The Republican National Committee adopted the rules last year to make it harder for a candidate to wrap up the nomination early. The committee said the rules, combined with an election calendar that pushes more states to vote later, would force the candidates to campaign across the country, energizing more voters by giving them a greater say in selecting the nominee.
The rules, known as proportional representation, are patterned after the system long used by Democrats to award delegates in their primaries. Republicans looked at the prolonged 2008 Democratic primary between Hillary Rodham Clinton and Barack Obama and believed that, despite its occasional divisiveness, the battle helped excite Democrats and starve the Republican candidate, John McCain, of attention.
“McCain sat on the sidelines and couldn’t get a headline and was ignored,’’ said Paul Senft, a Republican National Committee member from Florida who helped draft the new rules.
The new system was also designed to discourage states from moving their primaries earlier in the year to garner more attention from the candidates and the media. Because early primary states will divide their delegates under the new rules, they will be less important to the overall race than they were under the old, largely winner-take-all system.
“It will make it longer, it will make it a cumulative process, and it will be spread out among the leaders,’’ Senft said. “And it’s debatable whether it will be over and decided by convention time.’’

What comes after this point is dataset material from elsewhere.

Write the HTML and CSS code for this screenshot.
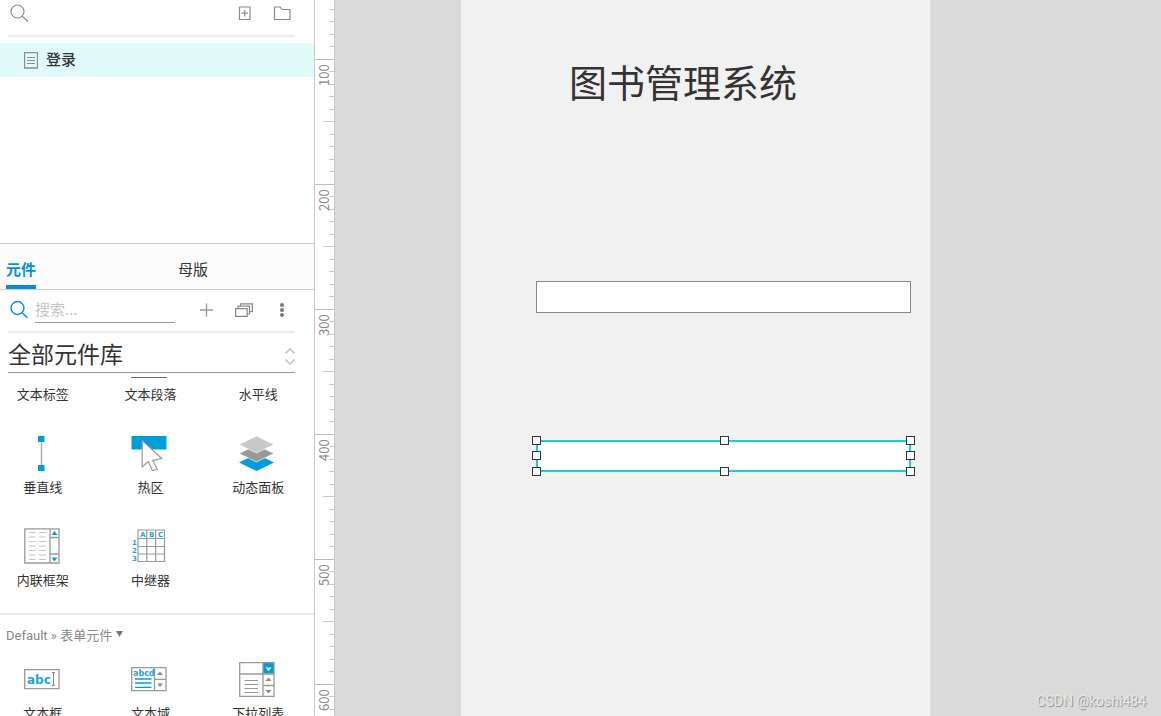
FILE: index.html
```html
<!DOCTYPE html>
<html lang="zh-CN">
<head>
<meta charset="utf-8">
<title>图书管理系统</title>
<link rel="stylesheet" href="styles.css">
</head>
<body>
<div class="app">
  <aside class="sidebar">
    <section class="outline">
      <div class="outline-tools">
        <button class="icon-btn" aria-label="搜索页面">
          <svg width="20" height="20" viewBox="0 0 20 20" fill="none" stroke="#8c8c8c" stroke-width="1.2"><circle cx="7.500" cy="8.5" r="6.5"/><path d="M12 13l6 5.500"/></svg>
        </button>
        <span class="spacer"></span>
        <button class="icon-btn" aria-label="添加页面">
          <svg width="18" height="18" viewBox="0 0 18 18" fill="none" stroke="#8c8c8c" stroke-width="1.2"><path d="M4.500 3h10.500v12.500h-10.500zM6.500 9.200h6.500M9.750 6v6.500"/></svg>
        </button>
        <button class="icon-btn" aria-label="添加文件夹">
          <svg width="18" height="18" viewBox="0 0 18 18" fill="none" stroke="#8c8c8c" stroke-width="1.2"><path d="M1.500 3h5.500l2 2.500h8v10h-15.500z"/></svg>
        </button>
      </div>
      <button class="tree-item">
        <svg width="14" height="17" viewBox="0 0 14 17" fill="none" stroke="#8c8c8c"><path d="M.5.500h13v15.500h-13z" stroke-width="1.300"/><path d="M3 5.500h8M3 8.500h8M3 11.500h8"/></svg>
        <span>登录</span>
      </button>
    </section>

    <nav class="tabs">
      <button class="tab tab-active">元件</button>
      <button class="tab">母版</button>
    </nav>

    <div class="search-row">
      <label class="search-icon" for="search" aria-label="搜索">
        <svg width="20" height="20" viewBox="0 0 20 20" fill="none" stroke="#008fe0" stroke-width="1.400"><circle cx="7.500" cy="8" r="6.500"/><path d="M12 12.500l5.500 5.500"/></svg>
      </label>
      <input class="search-input" id="search" type="text" placeholder="搜索...">
      <div class="search-actions">
        <button class="icon-btn" aria-label="添加元件库">
          <svg width="18" height="18" viewBox="0 0 18 18" fill="none" stroke="#999" stroke-width="1.300"><path d="M3 9h13M9.500 2.500v13"/></svg>
        </button>
        <button class="icon-btn" aria-label="元件库列表">
          <svg width="18" height="18" viewBox="0 0 18 18" fill="none" stroke="#888" stroke-width="1.200"><path d="M.6 7.600h11.500v7.800h-11.500zM3 7.600v-2.400h11.500v7.800h-2.400M5.500 5.200v-2.400h11.900v7.800h-2.900"/></svg>
        </button>
        <button class="icon-btn" aria-label="更多选项">
          <svg width="18" height="18" viewBox="0 0 18 18" fill="#777"><circle cx="9" cy="4" r="2"/><circle cx="9" cy="9" r="2"/><circle cx="9" cy="14" r="2"/></svg>
        </button>
      </div>
    </div>

    <div class="library">
      <select class="library-select" aria-label="元件库"><option>全部元件库</option></select>
      <svg class="library-arrows" width="10" height="17" viewBox="0 0 10 17" fill="none" stroke="#c4c4c4" stroke-width="1.600"><path d="M.5 5.500l4.500-4.500 4.500 4.500M.5 11.500l4.500 4.500 4.500-4.500"/></svg>
    </div>

    <div class="widgets">
      <div class="widget-grid">
        <div class="widget"><span class="icon-clipped"></span><span>文本标签</span></div>
        <div class="widget">
          <svg class="icon-clipped" width="36" height="5" viewBox="0 0 36 5"><path d="M0 4.500h36" stroke="#666"/></svg>
          <span>文本段落</span>
        </div>
        <div class="widget"><span class="icon-clipped"></span><span>水平线</span></div>

        <div class="widget">
          <svg width="36" height="36" viewBox="0 0 36 36"><path d="M17.500 5v26" stroke="#aaa" stroke-width="1.500"/><path d="M14 1h6.500v6h-6.500zM14 30h6.500v6h-6.500z" fill="#009ddc"/></svg>
          <span>垂直线</span>
        </div>
        <div class="widget">
          <svg width="36" height="36" viewBox="0 0 36 36"><path d="M.5 1h35v13.500h-35z" fill="#009ddc"/><path d="M11.200 5.500v26.500l6-5.500 4.500 9.500 4.500-2-4.500-8.500 9-2z" fill="#fff" stroke="#999" stroke-width="1.200"/></svg>
          <span>热区</span>
        </div>
        <div class="widget">
          <svg width="36" height="36" viewBox="0 0 36 36"><path d="M0 27.500l17.500-8.500 17.500 8.500-17.500 8.500z" fill="#009ddc"/><path d="M0 18.500l17.500-8.500 17.500 8.500-17.500 8.500z" fill="#999" stroke="#fff" stroke-width=".6"/><path d="M0 9.500l17.500-8.500 17.500 8.500-17.500 8.500z" fill="#c8c8c8" stroke="#fff" stroke-width=".6"/></svg>
          <span>动态面板</span>
        </div>

        <div class="widget">
          <svg width="36" height="36" viewBox="0 0 36 36" fill="none"><path d="M.8.800h34.200v34.200h-34.200zM26 .8v34.200M26 9.500h9M26 26h9" stroke="#999" stroke-width="1.300"/><path d="M5 4.500h6.500M15 4.500h7M5 9h6.500M15 9h7M5 13.500h6.500M15 13.500h7M5 18h6.500M15 18h7M5 22.500h6.500M15 22.500h7M5 27h6.500M15 27h7M5 31.500h6.500M15 31.500h7" stroke="#c4c4c4"/><path d="M27.500 7l3-4 3 4zM27.500 29.500l3 4 3-4z" fill="#009ddc"/></svg>
          <span>内联框架</span>
        </div>
        <div class="widget">
          <svg width="36" height="36" viewBox="0 0 36 36"><path d="M7 2h26.500v31.500h-26.500zM15.800 2v31.500M24.600 2v31.500M7 10.500h26.500M7 18.500h26.500M7 26h26.500" fill="none" stroke="#999" stroke-width="1.200"/><g class="icon-text icon-text-tiny"><text x="9" y="9">A</text><text x="18" y="9">B</text><text x="27" y="9">C</text><text x="1" y="17">1</text><text x="1" y="25">2</text><text x="1" y="33">3</text></g></svg>
          <span>中继器</span>
        </div>
      </div>

      <button class="group-title">Default » 表单元件 <svg width="7" height="8" viewBox="0 0 7 8"><path d="M0 1h7l-3.500 6z" fill="#777"/></svg></button>

      <div class="widget-grid">
        <div class="widget">
          <svg width="36" height="36" viewBox="0 0 36 36"><path d="M.7 8.700h34.300v19h-34.300z" fill="none" stroke="#999" stroke-width="1.300"/><text class="icon-text" x="3" y="23">abc</text><path d="M28 11.500h3M28 24.500h3M29.500 11.500v13" stroke="#888"/></svg>
          <span>文本框</span>
        </div>
        <div class="widget">
          <svg width="36" height="36" viewBox="0 0 36 36"><path d="M.7 6.700h34.300v23h-34.300zM23.500 6.700v23M23.500 18.300h11.500" fill="none" stroke="#999" stroke-width="1.300"/><text class="icon-text icon-text-small" x="2" y="15">abcd</text><path d="M4 18h16.500M4 22h16.500M4 26.300h16.500" stroke="#009ddc" stroke-width="1.300"/><path d="M26 14l3-3.500 3 3.500zM26 22.500l3 3.500 3-3.500z" fill="#888"/></svg>
          <span>文本域</span>
        </div>
        <div class="widget">
          <svg width="36" height="36" viewBox="0 0 36 36"><path d="M24 1.500h11v11h-11z" fill="#009ddc"/><path d="M.7 1.700h34.300v33.600h-34.300zM.7 13h34.300M24 1.700v33.600M24 24.500h11" fill="none" stroke="#999" stroke-width="1.300"/><path d="M5.500 19.500h13.500M5.500 23.500h13.500M5.500 27.500h13.500M5.500 31.500h13.500" stroke="#999"/><path d="M26.500 6.500l3 3.500 3-3.500z" fill="#fff"/><path d="M26.500 20l3-3.500 3 3.500zM26.500 29l3 3.500 3-3.500z" fill="#888"/></svg>
          <span>下拉列表</span>
        </div>
      </div>
    </div>
  </aside>

  <svg class="ruler" aria-hidden="true">
    <defs>
      <pattern id="ticks" y="59" width="20" height="125" patternUnits="userSpaceOnUse">
        <path d="M0 .5h19" stroke="#bbb"/>
        <path d="M14 12.500h5M14 25.500h5M14 37.500h5M14 50.500h5M8 62.500h11M14 75.500h5M14 87.500h5M14 100.500h5M14 112.500h5" stroke="#c8c8c8"/>
      </pattern>
    </defs>
    <rect width="20" height="100%" fill="url(#ticks)"/>
    <text transform="translate(14 86) rotate(-90)">100</text>
    <text transform="translate(14 211) rotate(-90)">200</text>
    <text transform="translate(14 336) rotate(-90)">300</text>
    <text transform="translate(14 461) rotate(-90)">400</text>
    <text transform="translate(14 586) rotate(-90)">500</text>
    <text transform="translate(14 711) rotate(-90)">600</text>
  </svg>

  <main class="canvas">
    <div class="page">
      <h1 class="page-title">图书管理系统</h1>
      <input class="field field-user" type="text" aria-label="用户名">
      <div class="selection">
        <input class="field field-selected" type="text" aria-label="密码">
        <i class="handle top left"></i><i class="handle top center"></i><i class="handle top right"></i>
        <i class="handle middle left"></i><i class="handle middle right"></i>
        <i class="handle bottom left"></i><i class="handle bottom center"></i><i class="handle bottom right"></i>
      </div>
    </div>
    <span class="watermark">CSDN @koshi484</span>
  </main>
</div>
</body>
</html>
```

FILE: styles.css
```css
* {
  box-sizing: border-box;
}

body {
  margin: 0;
  color: #333;
  font-family: "Noto Sans CJK SC", sans-serif;
  font-size: 13px;
}

button,
input,
select {
  margin: 0;
  padding: 0;
  border: 0;
  border-radius: 0;
  background: none;
  color: inherit;
  font: inherit;
}

svg {
  display: block;
  flex: none;
}

.app {
  display: flex;
  height: 100vh;
  overflow: hidden;
}

.sidebar {
  display: flex;
  flex: none;
  flex-direction: column;
  width: 315px;
  border-right: 1px solid #c8c8c8;
  background: #fff;
}

.spacer {
  flex: 1;
}

.icon-btn {
  display: flex;
}

/* Page outline */
.outline {
  flex: none;
  height: 244px;
  border-bottom: 1px solid #ccc;
}

.outline-tools {
  display: flex;
  align-items: center;
  gap: 20px;
  height: 37px;
  margin: 0 19px 6px 8px;
  padding: 0 4px 10px 2px;
  border-bottom: 2px solid #ececec;
}

.tree-item {
  display: flex;
  align-items: center;
  gap: 8px;
  width: 100%;
  height: 34px;
  padding-left: 24px;
  background: #e0fafa;
  font-size: 15px;
  font-weight: 500;
}

.tree-item span {
  padding-bottom: 4px;
}

/* Library tabs */
.tabs {
  display: grid;
  flex: none;
  grid-template-columns: 1fr 1fr;
  column-gap: 36px;
  height: 46px;
  padding-left: 6px;
  border-bottom: 1px solid #ccc;
  background: #fcfcfc;
  font-size: 15px;
}

.tab {
  justify-self: start;
  padding-top: 8px;
  border-bottom: 4px solid transparent;
}

.tab-active {
  border-bottom-color: #008fe0;
  color: #008fe0;
  font-weight: 700;
}

.search-row {
  display: flex;
  flex: none;
  align-items: center;
  gap: 5px;
  height: 43px;
  margin: 0 19px 0 8px;
  padding: 0 4px 2px 2px;
  border-bottom: 2px solid #ececec;
}

.search-input {
  width: 140px;
  height: 26px;
  padding-bottom: 2px;
  border-bottom: 1px solid #999;
  font-size: 15px;
  outline: 0;
}

.search-input::placeholder {
  color: #c4c4c4;
}

.search-actions {
  display: flex;
  gap: 20px;
  margin-left: auto;
}

.library {
  display: grid;
  flex: none;
  align-items: center;
  height: 40px;
  margin: 0 19px 0 8px;
  border-bottom: 1px solid #999;
}

.library-select,
.library-arrows {
  grid-area: 1 / 1;
}

.library-select {
  width: 100%;
  appearance: none;
  font-size: 23px;
  line-height: 34px;
}

.library-arrows {
  justify-self: end;
  margin-top: 8px;
  pointer-events: none;
}

/* Widget list */
.widgets {
  flex: 1;
  min-height: 0;
  overflow: hidden;
}

.widget-grid {
  display: grid;
  grid-template-columns: repeat(3, 1fr);
  gap: 32px 22px;
  padding-right: 13px;
}

.widget {
  display: flex;
  flex-direction: column;
  align-items: center;
  gap: 7px;
  line-height: 18px;
}

.widget svg {
  margin-right: 2px;
}

.icon-clipped {
  height: 5px;
}

.icon-text {
  fill: #1ba5e0;
  font-family: "DejaVu Sans", sans-serif;
  font-size: 12px;
  font-weight: 700;
}

.icon-text-small {
  font-size: 8px;
}

.icon-text-tiny {
  font-size: 7px;
}

.group-title {
  display: flex;
  align-items: center;
  gap: 4px;
  width: 100%;
  height: 42px;
  margin: 24px 0 6px;
  padding: 0 0 2px 6px;
  border-top: 2px solid #ececec;
  color: #888;
  font-family: Roboto, "Noto Sans CJK SC", sans-serif;
}

/* Ruler */
.ruler {
  width: 20px;
  height: 100%;
  border-right: 1px solid #c8c8c8;
  background: #fff;
  fill: #888;
  font-size: 13px;
}

/* Canvas */
.canvas {
  position: relative;
  flex: 1;
  padding-left: 126px;
  background: #dadada;
}

.page {
  position: relative;
  width: 469px;
  height: 100%;
  background: #f1f1f1;
}

.page-title {
  position: absolute;
  top: 53px;
  left: 108px;
  margin: 0;
  font-size: 38px;
  font-weight: 400;
  line-height: 56px;
  white-space: nowrap;
}

.field {
  width: 375px;
  height: 32px;
  background: #fff;
  outline: 0;
}

.field-user {
  position: absolute;
  top: 281px;
  left: 75px;
  border: 1px solid #888;
}

.selection {
  position: absolute;
  top: 440px;
  left: 75px;
}

.field-selected {
  display: block;
  border: 2px solid #1bcfcf;
}

.handle {
  position: absolute;
  width: 9px;
  height: 9px;
  border: 1px solid #333;
  background: #fff;
}

.top {
  top: -4px;
}

.middle {
  top: 11px;
}

.bottom {
  bottom: -4px;
}

.left {
  left: -4px;
}

.center {
  left: 184px;
}

.right {
  right: -4px;
}

.watermark {
  position: absolute;
  right: 15px;
  bottom: 6px;
  color: #e8e8e8;
  font-family: Roboto, sans-serif;
  font-size: 14px;
  line-height: 18px;
  text-shadow: 1px 1px 1px #888;
}
```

Barbara Norrander, a political scientist at the University of Arizona, said an analysis she conducted showed that if the 2008 Republican primary had used a proportional system, McCain and Romney would have had the same number of delegates after Super Tuesday, on Feb. 5.
In that case, Romney would certainly have continued to campaign for weeks more, escalating his fight against McCain. Instead, most of the 21 states that voted that day awarded all of their delegates to McCain, forcing Romney from the race two days later and enabling McCain to secure the nomination on March 4.